Without the pictures, set down every line of the data exactly.

* Start *

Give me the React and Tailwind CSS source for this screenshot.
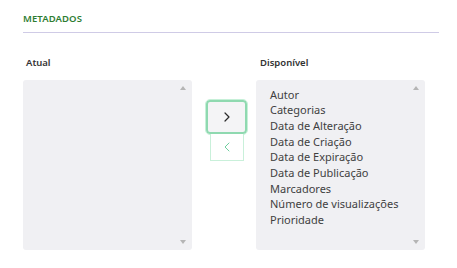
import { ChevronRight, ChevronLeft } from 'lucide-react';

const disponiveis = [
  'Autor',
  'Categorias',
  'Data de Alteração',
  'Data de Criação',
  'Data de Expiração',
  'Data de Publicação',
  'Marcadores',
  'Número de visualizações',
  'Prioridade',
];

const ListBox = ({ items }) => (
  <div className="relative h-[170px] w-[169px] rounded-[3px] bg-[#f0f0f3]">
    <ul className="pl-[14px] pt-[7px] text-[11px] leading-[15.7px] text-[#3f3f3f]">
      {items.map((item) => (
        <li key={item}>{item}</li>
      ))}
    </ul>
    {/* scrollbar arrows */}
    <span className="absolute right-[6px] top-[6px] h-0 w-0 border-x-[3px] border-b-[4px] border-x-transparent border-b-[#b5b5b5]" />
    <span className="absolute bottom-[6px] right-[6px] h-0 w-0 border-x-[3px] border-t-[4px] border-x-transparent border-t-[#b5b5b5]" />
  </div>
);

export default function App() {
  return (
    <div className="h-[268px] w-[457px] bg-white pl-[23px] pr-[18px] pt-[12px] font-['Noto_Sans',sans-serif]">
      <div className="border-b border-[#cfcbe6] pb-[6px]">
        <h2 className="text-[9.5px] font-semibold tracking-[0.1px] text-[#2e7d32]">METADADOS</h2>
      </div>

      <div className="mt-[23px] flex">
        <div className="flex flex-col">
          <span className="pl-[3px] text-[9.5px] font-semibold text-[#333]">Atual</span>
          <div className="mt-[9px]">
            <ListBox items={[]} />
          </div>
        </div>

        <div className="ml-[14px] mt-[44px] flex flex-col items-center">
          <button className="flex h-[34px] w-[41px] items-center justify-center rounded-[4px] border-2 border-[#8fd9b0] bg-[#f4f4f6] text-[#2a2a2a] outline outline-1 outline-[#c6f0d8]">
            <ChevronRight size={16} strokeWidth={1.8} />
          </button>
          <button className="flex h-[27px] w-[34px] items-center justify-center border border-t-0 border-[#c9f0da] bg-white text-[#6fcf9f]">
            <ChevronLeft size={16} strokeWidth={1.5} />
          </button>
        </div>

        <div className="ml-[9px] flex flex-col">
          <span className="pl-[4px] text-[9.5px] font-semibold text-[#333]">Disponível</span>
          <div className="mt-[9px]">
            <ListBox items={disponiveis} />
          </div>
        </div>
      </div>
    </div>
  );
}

* End *

WRITTEN ANSWER:
Give me the React and Tailwind CSS source for this screenshot.
import { ChevronRight, ChevronLeft } from 'lucide-react';

const disponiveis = [
  'Autor',
  'Categorias',
  'Data de Alteração',
  'Data de Criação',
  'Data de Expiração',
  'Data de Publicação',
  'Marcadores',
  'Número de visualizações',
  'Prioridade',
];

const ListBox = ({ items }) => (
  <div className="relative h-[170px] w-[169px] rounded-[3px] bg-[#f0f0f3]">
    <ul className="pl-[14px] pt-[7px] text-[11px] leading-[15.7px] text-[#3f3f3f]">
      {items.map((item) => (
        <li key={item}>{item}</li>
      ))}
    </ul>
    {/* scrollbar arrows */}
    <span className="absolute right-[6px] top-[6px] h-0 w-0 border-x-[3px] border-b-[4px] border-x-transparent border-b-[#b5b5b5]" />
    <span className="absolute bottom-[6px] right-[6px] h-0 w-0 border-x-[3px] border-t-[4px] border-x-transparent border-t-[#b5b5b5]" />
  </div>
);

export default function App() {
  return (
    <div className="h-[268px] w-[457px] bg-white pl-[23px] pr-[18px] pt-[12px] font-['Noto_Sans',sans-serif]">
      <div className="border-b border-[#cfcbe6] pb-[6px]">
        <h2 className="text-[9.5px] font-semibold tracking-[0.1px] text-[#2e7d32]">METADADOS</h2>
      </div>

      <div className="mt-[23px] flex">
        <div className="flex flex-col">
          <span className="pl-[3px] text-[9.5px] font-semibold text-[#333]">Atual</span>
          <div className="mt-[9px]">
            <ListBox items={[]} />
          </div>
        </div>

        <div className="ml-[14px] mt-[44px] flex flex-col items-center">
          <button className="flex h-[34px] w-[41px] items-center justify-center rounded-[4px] border-2 border-[#8fd9b0] bg-[#f4f4f6] text-[#2a2a2a] outline outline-1 outline-[#c6f0d8]">
            <ChevronRight size={16} strokeWidth={1.8} />
          </button>
          <button className="flex h-[27px] w-[34px] items-center justify-center border border-t-0 border-[#c9f0da] bg-white text-[#6fcf9f]">
            <ChevronLeft size={16} strokeWidth={1.5} />
          </button>
        </div>

        <div className="ml-[9px] flex flex-col">
          <span className="pl-[4px] text-[9.5px] font-semibold text-[#333]">Disponível</span>
          <div className="mt-[9px]">
            <ListBox items={disponiveis} />
          </div>
        </div>
      </div>
    </div>
  );
}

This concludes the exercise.